Give every line back verbatim, dropping all images.

— BEGIN Data provided —

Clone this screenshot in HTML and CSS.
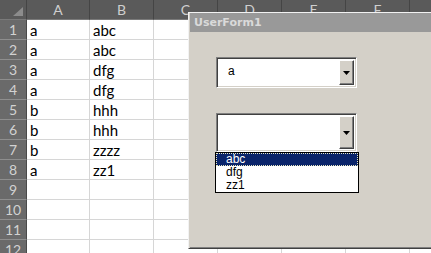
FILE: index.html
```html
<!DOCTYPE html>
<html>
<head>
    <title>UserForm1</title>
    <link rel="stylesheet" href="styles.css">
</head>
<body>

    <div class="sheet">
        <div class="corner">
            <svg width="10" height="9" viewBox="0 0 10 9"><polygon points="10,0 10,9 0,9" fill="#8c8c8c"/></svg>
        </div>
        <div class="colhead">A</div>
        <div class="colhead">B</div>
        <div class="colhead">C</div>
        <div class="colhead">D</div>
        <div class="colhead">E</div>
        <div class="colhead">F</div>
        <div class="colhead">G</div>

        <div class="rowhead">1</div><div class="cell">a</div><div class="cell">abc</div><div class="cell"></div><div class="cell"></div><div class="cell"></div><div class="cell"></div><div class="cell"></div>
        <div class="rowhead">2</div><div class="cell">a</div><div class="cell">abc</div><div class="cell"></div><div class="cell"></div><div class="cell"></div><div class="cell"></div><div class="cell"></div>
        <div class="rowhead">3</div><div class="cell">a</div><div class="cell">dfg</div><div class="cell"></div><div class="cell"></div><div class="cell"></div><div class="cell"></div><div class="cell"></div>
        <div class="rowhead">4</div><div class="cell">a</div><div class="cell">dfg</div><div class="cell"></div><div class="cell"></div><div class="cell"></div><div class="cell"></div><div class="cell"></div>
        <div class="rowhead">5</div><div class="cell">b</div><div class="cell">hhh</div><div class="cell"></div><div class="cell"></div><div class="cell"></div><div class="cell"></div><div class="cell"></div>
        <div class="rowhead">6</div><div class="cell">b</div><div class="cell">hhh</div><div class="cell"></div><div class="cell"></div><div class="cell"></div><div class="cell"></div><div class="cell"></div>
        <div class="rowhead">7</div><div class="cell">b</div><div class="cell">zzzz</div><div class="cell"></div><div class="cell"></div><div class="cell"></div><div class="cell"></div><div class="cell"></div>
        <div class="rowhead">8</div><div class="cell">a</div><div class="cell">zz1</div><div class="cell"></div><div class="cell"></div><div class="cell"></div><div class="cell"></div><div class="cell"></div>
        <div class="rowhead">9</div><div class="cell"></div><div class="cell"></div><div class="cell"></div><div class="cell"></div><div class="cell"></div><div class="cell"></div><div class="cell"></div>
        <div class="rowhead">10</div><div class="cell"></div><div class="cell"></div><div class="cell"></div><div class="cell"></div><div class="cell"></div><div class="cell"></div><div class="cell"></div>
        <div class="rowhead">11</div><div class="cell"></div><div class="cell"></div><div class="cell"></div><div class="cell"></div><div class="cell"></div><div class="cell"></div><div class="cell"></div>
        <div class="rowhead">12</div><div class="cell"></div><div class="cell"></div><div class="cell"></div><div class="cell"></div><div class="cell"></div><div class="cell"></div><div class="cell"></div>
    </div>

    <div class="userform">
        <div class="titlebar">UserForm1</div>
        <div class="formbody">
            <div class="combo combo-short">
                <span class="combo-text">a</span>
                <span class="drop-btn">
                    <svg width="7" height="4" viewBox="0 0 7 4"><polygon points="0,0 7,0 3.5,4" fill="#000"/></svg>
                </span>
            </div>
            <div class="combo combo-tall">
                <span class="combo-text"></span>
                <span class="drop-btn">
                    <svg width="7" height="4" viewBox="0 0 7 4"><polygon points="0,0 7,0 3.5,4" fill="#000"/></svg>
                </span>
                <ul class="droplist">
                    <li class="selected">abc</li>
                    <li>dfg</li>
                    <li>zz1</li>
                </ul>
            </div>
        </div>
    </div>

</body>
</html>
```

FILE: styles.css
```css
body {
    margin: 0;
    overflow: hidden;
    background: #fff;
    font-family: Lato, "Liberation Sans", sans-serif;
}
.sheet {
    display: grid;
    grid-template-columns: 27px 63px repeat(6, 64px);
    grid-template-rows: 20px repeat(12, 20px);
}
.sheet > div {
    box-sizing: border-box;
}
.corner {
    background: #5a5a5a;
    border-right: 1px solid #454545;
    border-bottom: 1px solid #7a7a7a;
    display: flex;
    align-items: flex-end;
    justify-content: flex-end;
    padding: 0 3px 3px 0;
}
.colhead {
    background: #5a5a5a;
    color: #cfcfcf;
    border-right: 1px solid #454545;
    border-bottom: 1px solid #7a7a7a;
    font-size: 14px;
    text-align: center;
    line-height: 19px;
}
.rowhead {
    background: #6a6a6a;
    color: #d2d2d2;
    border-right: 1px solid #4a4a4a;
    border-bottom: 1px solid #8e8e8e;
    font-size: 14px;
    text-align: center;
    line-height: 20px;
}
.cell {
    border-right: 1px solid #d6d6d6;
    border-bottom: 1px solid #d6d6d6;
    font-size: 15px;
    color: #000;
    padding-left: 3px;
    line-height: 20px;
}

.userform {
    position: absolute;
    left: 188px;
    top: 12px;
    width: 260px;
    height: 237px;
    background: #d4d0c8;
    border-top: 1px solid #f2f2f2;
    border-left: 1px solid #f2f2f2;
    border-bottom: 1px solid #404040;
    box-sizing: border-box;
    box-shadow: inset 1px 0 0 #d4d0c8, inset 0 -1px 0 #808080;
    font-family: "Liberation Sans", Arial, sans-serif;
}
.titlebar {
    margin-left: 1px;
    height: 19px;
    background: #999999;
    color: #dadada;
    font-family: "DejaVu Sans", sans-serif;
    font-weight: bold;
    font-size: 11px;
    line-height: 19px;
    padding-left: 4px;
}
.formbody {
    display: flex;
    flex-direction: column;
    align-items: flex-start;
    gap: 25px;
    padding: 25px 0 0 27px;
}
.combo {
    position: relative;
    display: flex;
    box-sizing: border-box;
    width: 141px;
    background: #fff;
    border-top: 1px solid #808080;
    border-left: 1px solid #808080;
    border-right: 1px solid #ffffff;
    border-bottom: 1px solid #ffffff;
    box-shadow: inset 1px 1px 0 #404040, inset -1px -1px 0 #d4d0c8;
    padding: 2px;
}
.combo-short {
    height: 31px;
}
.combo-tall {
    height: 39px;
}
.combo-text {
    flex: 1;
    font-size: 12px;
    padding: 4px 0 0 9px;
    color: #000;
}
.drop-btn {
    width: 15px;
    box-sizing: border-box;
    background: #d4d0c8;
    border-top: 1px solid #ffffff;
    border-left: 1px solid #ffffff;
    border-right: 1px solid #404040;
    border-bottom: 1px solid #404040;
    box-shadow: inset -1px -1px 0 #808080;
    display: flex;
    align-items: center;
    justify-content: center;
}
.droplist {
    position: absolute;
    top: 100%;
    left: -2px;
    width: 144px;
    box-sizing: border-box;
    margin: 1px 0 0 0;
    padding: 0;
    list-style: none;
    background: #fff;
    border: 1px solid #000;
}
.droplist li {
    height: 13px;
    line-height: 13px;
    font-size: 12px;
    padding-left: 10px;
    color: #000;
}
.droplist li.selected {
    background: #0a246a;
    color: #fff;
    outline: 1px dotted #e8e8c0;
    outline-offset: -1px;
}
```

— END Data provided —

## Final result
Clone this screenshot in HTML and CSS.
FILE: index.html
```html
<!DOCTYPE html>
<html>
<head>
    <title>UserForm1</title>
    <link rel="stylesheet" href="styles.css">
</head>
<body>

    <div class="sheet">
        <div class="corner">
            <svg width="10" height="9" viewBox="0 0 10 9"><polygon points="10,0 10,9 0,9" fill="#8c8c8c"/></svg>
        </div>
        <div class="colhead">A</div>
        <div class="colhead">B</div>
        <div class="colhead">C</div>
        <div class="colhead">D</div>
        <div class="colhead">E</div>
        <div class="colhead">F</div>
        <div class="colhead">G</div>

        <div class="rowhead">1</div><div class="cell">a</div><div class="cell">abc</div><div class="cell"></div><div class="cell"></div><div class="cell"></div><div class="cell"></div><div class="cell"></div>
        <div class="rowhead">2</div><div class="cell">a</div><div class="cell">abc</div><div class="cell"></div><div class="cell"></div><div class="cell"></div><div class="cell"></div><div class="cell"></div>
        <div class="rowhead">3</div><div class="cell">a</div><div class="cell">dfg</div><div class="cell"></div><div class="cell"></div><div class="cell"></div><div class="cell"></div><div class="cell"></div>
        <div class="rowhead">4</div><div class="cell">a</div><div class="cell">dfg</div><div class="cell"></div><div class="cell"></div><div class="cell"></div><div class="cell"></div><div class="cell"></div>
        <div class="rowhead">5</div><div class="cell">b</div><div class="cell">hhh</div><div class="cell"></div><div class="cell"></div><div class="cell"></div><div class="cell"></div><div class="cell"></div>
        <div class="rowhead">6</div><div class="cell">b</div><div class="cell">hhh</div><div class="cell"></div><div class="cell"></div><div class="cell"></div><div class="cell"></div><div class="cell"></div>
        <div class="rowhead">7</div><div class="cell">b</div><div class="cell">zzzz</div><div class="cell"></div><div class="cell"></div><div class="cell"></div><div class="cell"></div><div class="cell"></div>
        <div class="rowhead">8</div><div class="cell">a</div><div class="cell">zz1</div><div class="cell"></div><div class="cell"></div><div class="cell"></div><div class="cell"></div><div class="cell"></div>
        <div class="rowhead">9</div><div class="cell"></div><div class="cell"></div><div class="cell"></div><div class="cell"></div><div class="cell"></div><div class="cell"></div><div class="cell"></div>
        <div class="rowhead">10</div><div class="cell"></div><div class="cell"></div><div class="cell"></div><div class="cell"></div><div class="cell"></div><div class="cell"></div><div class="cell"></div>
        <div class="rowhead">11</div><div class="cell"></div><div class="cell"></div><div class="cell"></div><div class="cell"></div><div class="cell"></div><div class="cell"></div><div class="cell"></div>
        <div class="rowhead">12</div><div class="cell"></div><div class="cell"></div><div class="cell"></div><div class="cell"></div><div class="cell"></div><div class="cell"></div><div class="cell"></div>
    </div>

    <div class="userform">
        <div class="titlebar">UserForm1</div>
        <div class="formbody">
            <div class="combo combo-short">
                <span class="combo-text">a</span>
                <span class="drop-btn">
                    <svg width="7" height="4" viewBox="0 0 7 4"><polygon points="0,0 7,0 3.5,4" fill="#000"/></svg>
                </span>
            </div>
            <div class="combo combo-tall">
                <span class="combo-text"></span>
                <span class="drop-btn">
                    <svg width="7" height="4" viewBox="0 0 7 4"><polygon points="0,0 7,0 3.5,4" fill="#000"/></svg>
                </span>
                <ul class="droplist">
                    <li class="selected">abc</li>
                    <li>dfg</li>
                    <li>zz1</li>
                </ul>
            </div>
        </div>
    </div>

</body>
</html>
```

FILE: styles.css
```css
body {
    margin: 0;
    overflow: hidden;
    background: #fff;
    font-family: Lato, "Liberation Sans", sans-serif;
}
.sheet {
    display: grid;
    grid-template-columns: 27px 63px repeat(6, 64px);
    grid-template-rows: 20px repeat(12, 20px);
}
.sheet > div {
    box-sizing: border-box;
}
.corner {
    background: #5a5a5a;
    border-right: 1px solid #454545;
    border-bottom: 1px solid #7a7a7a;
    display: flex;
    align-items: flex-end;
    justify-content: flex-end;
    padding: 0 3px 3px 0;
}
.colhead {
    background: #5a5a5a;
    color: #cfcfcf;
    border-right: 1px solid #454545;
    border-bottom: 1px solid #7a7a7a;
    font-size: 14px;
    text-align: center;
    line-height: 19px;
}
.rowhead {
    background: #6a6a6a;
    color: #d2d2d2;
    border-right: 1px solid #4a4a4a;
    border-bottom: 1px solid #8e8e8e;
    font-size: 14px;
    text-align: center;
    line-height: 20px;
}
.cell {
    border-right: 1px solid #d6d6d6;
    border-bottom: 1px solid #d6d6d6;
    font-size: 15px;
    color: #000;
    padding-left: 3px;
    line-height: 20px;
}

.userform {
    position: absolute;
    left: 188px;
    top: 12px;
    width: 260px;
    height: 237px;
    background: #d4d0c8;
    border-top: 1px solid #f2f2f2;
    border-left: 1px solid #f2f2f2;
    border-bottom: 1px solid #404040;
    box-sizing: border-box;
    box-shadow: inset 1px 0 0 #d4d0c8, inset 0 -1px 0 #808080;
    font-family: "Liberation Sans", Arial, sans-serif;
}
.titlebar {
    margin-left: 1px;
    height: 19px;
    background: #999999;
    color: #dadada;
    font-family: "DejaVu Sans", sans-serif;
    font-weight: bold;
    font-size: 11px;
    line-height: 19px;
    padding-left: 4px;
}
.formbody {
    display: flex;
    flex-direction: column;
    align-items: flex-start;
    gap: 25px;
    padding: 25px 0 0 27px;
}
.combo {
    position: relative;
    display: flex;
    box-sizing: border-box;
    width: 141px;
    background: #fff;
    border-top: 1px solid #808080;
    border-left: 1px solid #808080;
    border-right: 1px solid #ffffff;
    border-bottom: 1px solid #ffffff;
    box-shadow: inset 1px 1px 0 #404040, inset -1px -1px 0 #d4d0c8;
    padding: 2px;
}
.combo-short {
    height: 31px;
}
.combo-tall {
    height: 39px;
}
.combo-text {
    flex: 1;
    font-size: 12px;
    padding: 4px 0 0 9px;
    color: #000;
}
.drop-btn {
    width: 15px;
    box-sizing: border-box;
    background: #d4d0c8;
    border-top: 1px solid #ffffff;
    border-left: 1px solid #ffffff;
    border-right: 1px solid #404040;
    border-bottom: 1px solid #404040;
    box-shadow: inset -1px -1px 0 #808080;
    display: flex;
    align-items: center;
    justify-content: center;
}
.droplist {
    position: absolute;
    top: 100%;
    left: -2px;
    width: 144px;
    box-sizing: border-box;
    margin: 1px 0 0 0;
    padding: 0;
    list-style: none;
    background: #fff;
    border: 1px solid #000;
}
.droplist li {
    height: 13px;
    line-height: 13px;
    font-size: 12px;
    padding-left: 10px;
    color: #000;
}
.droplist li.selected {
    background: #0a246a;
    color: #fff;
    outline: 1px dotted #e8e8c0;
    outline-offset: -1px;
}
```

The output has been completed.